- Born: May 20, 1941 Fort Pierce, Florida
- Died: August 9, 1970 (aged 29) Fort Pierce, Florida
- Movement: Florida Highwaymen
- Spouse: Doretha
- Children: 4

= Alfred Hair =

American painter

Alfred Warner Hair (1941-1970), also Freddy Hair, was an American painter from Fort Pierce, Florida who, along with Harold Newton, was instrumental in founding the Florida Highwaymen artist movement. Hair was the leader of a loose-knit group of prolific African American painters who sold their vibrantly colorful landscapes from the trunks of cars along the eastern coastal roads of South Florida. In 2004, Hair was inducted into the Florida Artists Hall of Fame.

==Early life==
Alfred Warner Hair was born 20 May 1941 in Fort Pierce, Florida, one of seven children of Samuel and Annie Mae Hair. Hair graduated from Lincoln Park Academy in 1961, and attended one year at community college before dropping out to pursue his career as an artist.

==Career==
Hair's artistic talent had been noticed by his high school art teacher Zanobia Jefferson and she introduced him to the prominent Florida landscape artist, A. E. Backus.
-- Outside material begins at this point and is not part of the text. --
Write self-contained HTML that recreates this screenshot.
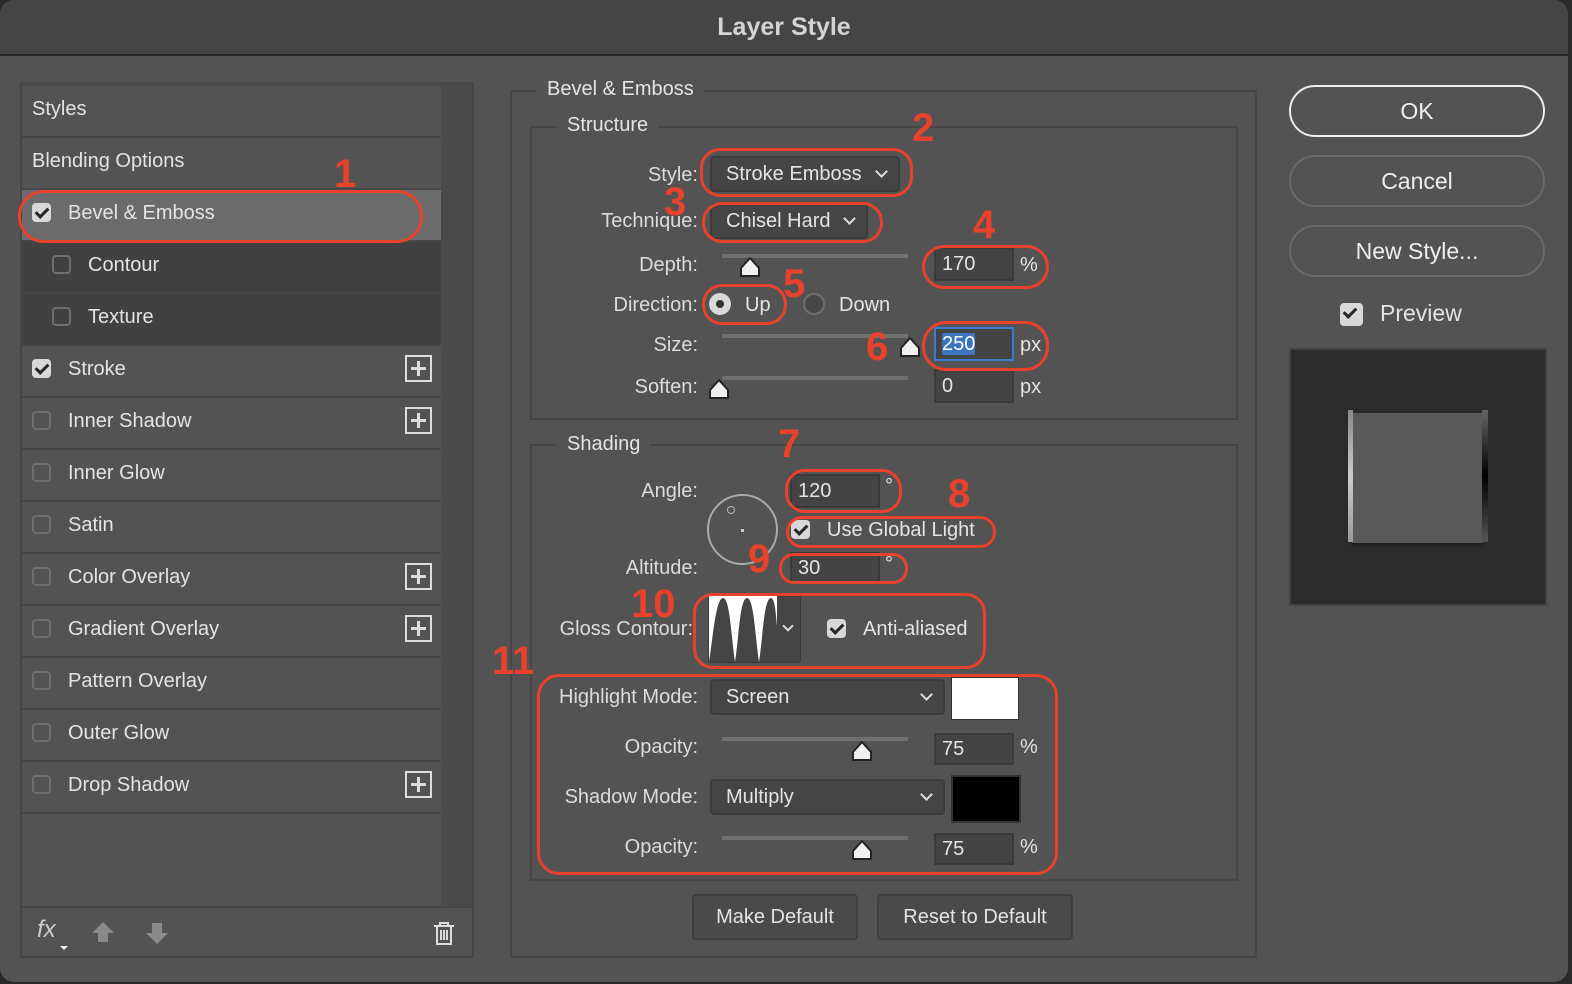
<!DOCTYPE html>
<html><head><meta charset="utf-8"><style>
*{box-sizing:border-box;margin:0;padding:0}
body{width:1572px;height:984px;background:#2a2a2a;font-family:"Liberation Sans",sans-serif;color:#e4e4e4;position:relative;overflow:hidden}
.a{position:absolute}
.win{left:0;top:0;width:1568px;height:982px;background:#535353;border-radius:14px;overflow:hidden}
.title{left:0;top:0;width:1568px;height:56px;background:#454545;border-bottom:2px solid #262626;text-align:center;font-size:25px;font-weight:bold;line-height:54px;color:#d4d4d4}
.t{position:absolute;font-size:20px;line-height:24px;white-space:nowrap}
.lbl{position:absolute;font-size:20px;line-height:24px;text-align:right;width:300px;color:#dcdcdc}
.row{position:absolute;left:22px;width:419px;height:50px;background:#535353}
.cb{position:absolute;width:19px;height:19px;border:2px solid #6f6f6f;border-radius:4px}
.cbc{position:absolute;width:19px;height:19px;background:#d8d8d8;border-radius:4px}
.cbc:after{content:"";position:absolute;left:6px;top:2px;width:5px;height:10px;border:solid #262626;border-width:0 3px 3px 0;transform:rotate(45deg)}
.plus{position:absolute;left:405px;width:27px;height:27px;border:2px solid #ddd}
.plus:before{content:"";position:absolute;left:4px;top:10px;width:15px;height:3px;background:#ddd}
.plus:after{content:"";position:absolute;left:10px;top:4px;width:3px;height:15px;background:#ddd}
.box{position:absolute;border:2px solid #474747}
.leg{position:absolute;background:#535353;padding:0 10px;font-size:20px;line-height:24px}
.dd{position:absolute;background:#454545;border:2px solid #3c3c3c;border-radius:4px;font-size:20px;line-height:32px;padding-left:14px}
.dd .ch{position:absolute;right:12px;top:9px;width:9px;height:9px;border:solid #ddd;border-width:0 2px 2px 0;transform:rotate(45deg)}
.in{position:absolute;background:#444;border:2px solid #3a3a3a;font-size:20px;line-height:30px;padding-left:6px;height:34px}
.tr{position:absolute;height:4px;background:#717171;width:186px;left:722px}
.th{position:absolute;width:22px;height:22px}
.r{position:absolute;border:3px solid #e8412c;border-radius:26px}
.n{position:absolute;color:#e8412c;font-weight:bold;font-size:40px;line-height:40px}
.btn{position:absolute;border:2px solid #6a6a6a;border-radius:26px;text-align:center;font-size:23px;color:#eee}
.b2{position:absolute;border:2px solid #3e3e3e;background:#4a4a4a;border-radius:4px;text-align:center;font-size:20px;line-height:42px}
</style></head><body>
<div class="a win">
<div class="a title">Layer Style</div>

<div class="a" style="left:20px;top:82px;width:454px;height:876px;border:2px solid #474747;background:#4a4a4a"></div>
<div class="a" style="left:22px;top:84px;width:419px;height:822px;background:#474747"></div>
<div class="row" style="top:86px"></div><div class="t" style="left:32px;top:97px">Styles</div>
<div class="row" style="top:138px"></div><div class="t" style="left:32px;top:149px">Blending Options</div>
<div class="row" style="top:190px;background:#6b6b6b"></div><div class="cbc" style="left:32px;top:203px"></div><div class="t" style="left:68px;top:201px">Bevel &amp; Emboss</div>
<div class="row" style="top:242px;background:#414141"></div><div class="cb" style="left:52px;top:255px"></div><div class="t" style="left:88px;top:253px">Contour</div>
<div class="row" style="top:294px;background:#414141"></div><div class="cb" style="left:52px;top:307px"></div><div class="t" style="left:88px;top:305px">Texture</div>
<div class="row" style="top:346px"></div><div class="cbc" style="left:32px;top:359px"></div><div class="t" style="left:68px;top:357px">Stroke</div><div class="plus" style="top:355px"></div>
<div class="row" style="top:398px"></div><div class="cb" style="left:32px;top:411px"></div><div class="t" style="left:68px;top:409px">Inner Shadow</div><div class="plus" style="top:407px"></div>
<div class="row" style="top:450px"></div><div class="cb" style="left:32px;top:463px"></div><div class="t" style="left:68px;top:461px">Inner Glow</div>
<div class="row" style="top:502px"></div><div class="cb" style="left:32px;top:515px"></div><div class="t" style="left:68px;top:513px">Satin</div>
<div class="row" style="top:554px"></div><div class="cb" style="left:32px;top:567px"></div><div class="t" style="left:68px;top:565px">Color Overlay</div><div class="plus" style="top:563px"></div>
<div class="row" style="top:606px"></div><div class="cb" style="left:32px;top:619px"></div><div class="t" style="left:68px;top:617px">Gradient Overlay</div><div class="plus" style="top:615px"></div>
<div class="row" style="top:658px"></div><div class="cb" style="left:32px;top:671px"></div><div class="t" style="left:68px;top:669px">Pattern Overlay</div>
<div class="row" style="top:710px"></div><div class="cb" style="left:32px;top:723px"></div><div class="t" style="left:68px;top:721px">Outer Glow</div>
<div class="row" style="top:762px"></div><div class="cb" style="left:32px;top:775px"></div><div class="t" style="left:68px;top:773px">Drop Shadow</div><div class="plus" style="top:771px"></div>
<div class="row" style="top:814px;height:92px"></div>
<div class="a" style="left:22px;top:906px;width:450px;height:50px;background:#535353;border-top:2px solid #474747"></div>
<div class="t" style="left:37px;top:918px;font-style:italic;font-size:24px;color:#ccc">fx</div>
<div class="a" style="left:60px;top:946px;border:4px solid transparent;border-top:4px solid #eee"></div>
<svg class="a" style="left:90px;top:920px" width="26" height="26"><path d="M13 2 L24 13 H18 V22 H8 V13 H2 Z" fill="#8a8a8a"/></svg>
<svg class="a" style="left:144px;top:920px" width="26" height="26"><path d="M13 24 L24 13 H18 V3 H8 V13 H2 Z" fill="#8a8a8a"/></svg>
<svg class="a" style="left:432px;top:920px" width="24" height="26"><path d="M2 6 H22 M8 6 V3 H16 V6 M5 6 V24 H19 V6 M9 10 V20 M12 10 V20 M15 10 V20" stroke="#ddd" stroke-width="2" fill="none"/></svg>

<div class="box" style="left:510px;top:90px;width:747px;height:868px"></div>
<div class="leg" style="left:537px;top:77px">Bevel &amp; Emboss</div>
<div class="box" style="left:530px;top:126px;width:708px;height:294px"></div>
<div class="leg" style="left:557px;top:113px">Structure</div>
<div class="lbl" style="left:398px;top:163px">Style:</div>
<div class="dd" style="left:710px;top:156px;width:190px;height:36px">Stroke Emboss<span class="ch"></span></div>
<div class="lbl" style="left:398px;top:209px">Technique:</div>
<div class="dd" style="left:710px;top:203px;width:158px;height:36px">Chisel Hard<span class="ch"></span></div>
<div class="lbl" style="left:398px;top:253px">Depth:</div>
<div class="tr" style="top:254px"></div>
<svg class="th" style="left:739px;top:256px"><path d="M11 2 L20 12 V20 H2 V12 Z" fill="#f0f0f0" stroke="#222" stroke-width="2" stroke-linejoin="round"/></svg>
<div class="in" style="left:934px;top:247px;width:80px">170</div><div class="t" style="left:1020px;top:253px">%</div>
<div class="lbl" style="left:398px;top:293px">Direction:</div>
<div class="a" style="left:709px;top:293px;width:22px;height:22px;border-radius:50%;background:#d9d9d9"></div>
<div class="a" style="left:716px;top:300px;width:8px;height:8px;border-radius:50%;background:#333"></div>
<div class="t" style="left:745px;top:293px">Up</div>
<div class="a" style="left:803px;top:293px;width:22px;height:22px;border-radius:50%;border:2px solid #707070;background:#474747"></div>
<div class="t" style="left:839px;top:293px">Down</div>
<div class="lbl" style="left:398px;top:333px">Size:</div>
<div class="tr" style="top:334px"></div>
<svg class="th" style="left:899px;top:336px"><path d="M11 2 L20 12 V20 H2 V12 Z" fill="#f0f0f0" stroke="#222" stroke-width="2" stroke-linejoin="round"/></svg>
<div class="in" style="left:934px;top:327px;width:80px;border-color:#3a7ad0"><span style="background:#3b74c0;color:#fff">250</span></div><div class="t" style="left:1020px;top:333px">px</div>
<div class="lbl" style="left:398px;top:375px">Soften:</div>
<div class="tr" style="top:376px"></div>
<svg class="th" style="left:708px;top:378px"><path d="M11 2 L20 12 V20 H2 V12 Z" fill="#f0f0f0" stroke="#222" stroke-width="2" stroke-linejoin="round"/></svg>
<div class="in" style="left:934px;top:369px;width:80px">0</div><div class="t" style="left:1020px;top:375px">px</div>

<div class="box" style="left:530px;top:444px;width:708px;height:437px"></div>
<div class="leg" style="left:557px;top:432px">Shading</div>
<div class="lbl" style="left:398px;top:479px">Angle:</div>
<div class="in" style="left:790px;top:474px;width:90px;height:34px">120</div><div class="t" style="left:885px;top:474px">°</div>
<div class="a" style="left:707px;top:494px;width:71px;height:71px;border-radius:50%;border:2px solid #aaa"></div>
<div class="a" style="left:727px;top:506px;width:8px;height:8px;border-radius:50%;border:1.5px solid #bbb"></div>
<div class="a" style="left:741px;top:529px;width:3px;height:3px;background:#ccc"></div>
<div class="cbc" style="left:791px;top:520px"></div><div class="t" style="left:827px;top:518px">Use Global Light</div>
<div class="lbl" style="left:398px;top:556px">Altitude:</div>
<div class="in" style="left:790px;top:552px;width:90px;height:32px;line-height:28px">30</div><div class="t" style="left:885px;top:552px">°</div>
<div class="lbl" style="left:393px;top:617px">Gloss Contour:</div>
<div class="a" style="left:708px;top:595px;width:93px;height:68px;background:#454545;border:1px solid #3a3a3a;border-radius:3px"></div>
<svg class="a" style="left:709px;top:596px" width="68" height="66"><rect width="68" height="66" fill="#fff"/><path d="M0 66 C4 40 7 2 14 2 C21 2 22 40 26 66 C30 40 31 2 38 2 C45 2 46 40 50 66 C54 40 55 2 62 2 C66 2 67 20 68 30 V66 Z" fill="#454545"/></svg>
<div class="a" style="left:784px;top:622px;width:8px;height:8px;border:solid #ddd;border-width:0 2px 2px 0;transform:rotate(45deg)"></div>
<div class="cbc" style="left:827px;top:619px"></div><div class="t" style="left:863px;top:617px">Anti-aliased</div>

<div class="lbl" style="left:398px;top:685px">Highlight Mode:</div>
<div class="dd" style="left:710px;top:679px;width:235px;height:36px">Screen<span class="ch"></span></div>
<div class="a" style="left:951px;top:677px;width:68px;height:43px;background:#fff;border:1px solid #333"></div>
<div class="lbl" style="left:398px;top:735px">Opacity:</div>
<div class="tr" style="top:737px"></div>
<svg class="th" style="left:851px;top:740px"><path d="M11 2 L20 12 V20 H2 V12 Z" fill="#f0f0f0" stroke="#222" stroke-width="2" stroke-linejoin="round"/></svg>
<div class="in" style="left:934px;top:733px;width:80px;height:32px;line-height:28px">75</div><div class="t" style="left:1020px;top:735px">%</div>
<div class="lbl" style="left:398px;top:785px">Shadow Mode:</div>
<div class="dd" style="left:710px;top:779px;width:235px;height:36px">Multiply<span class="ch"></span></div>
<div class="a" style="left:951px;top:775px;width:70px;height:48px;background:#000;border:2px solid #333"></div>
<div class="lbl" style="left:398px;top:835px">Opacity:</div>
<div class="tr" style="top:836px"></div>
<svg class="th" style="left:851px;top:839px"><path d="M11 2 L20 12 V20 H2 V12 Z" fill="#f0f0f0" stroke="#222" stroke-width="2" stroke-linejoin="round"/></svg>
<div class="in" style="left:934px;top:833px;width:80px;height:32px;line-height:28px">75</div><div class="t" style="left:1020px;top:835px">%</div>

<div class="b2" style="left:692px;top:894px;width:166px;height:46px">Make Default</div>
<div class="b2" style="left:877px;top:894px;width:196px;height:46px">Reset to Default</div>

<div class="btn" style="left:1289px;top:85px;width:256px;height:52px;line-height:48px;border-color:#eee">OK</div>
<div class="btn" style="left:1289px;top:155px;width:256px;height:52px;line-height:48px">Cancel</div>
<div class="btn" style="left:1289px;top:225px;width:256px;height:52px;line-height:48px">New Style...</div>
<div class="cbc" style="left:1340px;top:303px;width:23px;height:23px"></div>
<div class="t" style="left:1380px;top:300px;font-size:23px;line-height:26px">Preview</div>
<div class="a" style="left:1289px;top:348px;width:258px;height:258px;background:#2b2b2b;border:2px solid #434343"></div>
<div class="a" style="left:1352px;top:413px;width:131px;height:130px;background:#595959;box-shadow:0 2px 3px #1e1e1e"></div>
<div class="a" style="left:1348px;top:410px;width:5px;height:132px;background:linear-gradient(#888,#ccc,#999)"></div>
<div class="a" style="left:1482px;top:410px;width:6px;height:132px;background:linear-gradient(#666,#000 50%,#555)"></div>

<div class="r" style="left:18px;top:190px;width:405px;height:53px"></div>
<div class="r" style="left:700px;top:148px;width:213px;height:49px;border-radius:20px"></div>
<div class="r" style="left:702px;top:202px;width:181px;height:41px;border-radius:20px"></div>
<div class="r" style="left:922px;top:245px;width:127px;height:44px;border-radius:22px"></div>
<div class="r" style="left:702px;top:284px;width:85px;height:41px;border-radius:20px"></div>
<div class="r" style="left:922px;top:321px;width:127px;height:50px;border-radius:24px"></div>
<div class="r" style="left:785px;top:469px;width:117px;height:44px;border-radius:20px"></div>
<div class="r" style="left:786px;top:516px;width:210px;height:32px;border-radius:16px"></div>
<div class="r" style="left:779px;top:553px;width:129px;height:31px;border-radius:15px"></div>
<div class="r" style="left:693px;top:593px;width:293px;height:76px;border-radius:20px"></div>
<div class="r" style="left:537px;top:674px;width:521px;height:201px;border-radius:22px"></div>
<div class="n" style="left:334px;top:154px">1</div>
<div class="n" style="left:912px;top:108px">2</div>
<div class="n" style="left:664px;top:182px">3</div>
<div class="n" style="left:973px;top:205px">4</div>
<div class="n" style="left:783px;top:264px">5</div>
<div class="n" style="left:866px;top:327px">6</div>
<div class="n" style="left:778px;top:424px">7</div>
<div class="n" style="left:948px;top:474px">8</div>
<div class="n" style="left:748px;top:539px">9</div>
<div class="n" style="left:631px;top:584px">10</div>
<div class="n" style="left:492px;top:641px">11</div>
</div>
</body></html>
Backus had been encouraging several young African American artists and persuading them to paint landscapes rather than religious motifs. In 1956, when Hair was 14 years old, he began taking painting lessons from Backus. After three years, Hair set out on his own to earn a living as an artist. Because of Jim Crow era racism, art galleries in Florida would not represent African American artists, forcing Hair to find other methods of selling his artwork. Following the example of Backus' former student Harold Newton, Hair peddled his landscape paintings door-to-door from the trunk of his car.

Hair and Newton inspired a loose-knit group of 26 African American artists to follow their leads. While Newton is recognized by fellow artists for his technical inspiration, Hair is considered the leader and catalyst "who set the tone for the group through the 1960s." He gathered a group of a "young, energetic" artists who painted large quantities of brilliantly colorful impressionistic landscapes.

Hair created dozens of paintings at a time. He later hired friends to drive along the highways, selling his paintings door-to-door for $20 or $25. According to fellow members of the Highwaymen, Hair had vowed that his art would make him a millionaire by the time he was 35 years old.

In 1970, Hair was killed in a barroom brawl at age 29 and the prodigious output of the movement's artists began to wane.

==Style==
Hair "eschew[ed] any formal color theory and rel[ied] on instinct and intuition to depict [a] steady stream of beaches, palm trees and Everglades scenes. Organic colors were not their main focus; they wanted to wow buyers with burnt-orange Florida skies or unnaturally florescent clouds." Hair worked on dozens of canvasses at once. According to visual arts professor Gary Monroe, "He would tack up 20 boards at a time outdoors, then quickly lay down the color without sketches, as fast as he could, going from board to board, painting parts of sky, a tree or some other element. The essence of his paintings was spontaneity, bold colors, palm trees, surf, sand and incredible skies. 'Painting fast was a prerequisite, not a deterrent to Hair's art,' Mr. Monroe writes. 'He simply "threw paint" on his boards to miraculously achieve images that are more about being alive than about the manipulation of plastic values.' "

Hair signed his original works "A. Hair." Several dozen paintings produced in 1966 and 1967 were signed "Freddy." According to his widow, the Freddy paintings were collaborative works in which she painted the backgrounds and Hair completed all of the detail work.

==Personal life==
Hair was married to Doretha Hair (later Truesdell) with whom he had four children, Alfred Jr., Sherry, Roderick and Lisa. On 9 August 1970, Hair was shot to death during a barroom dispute.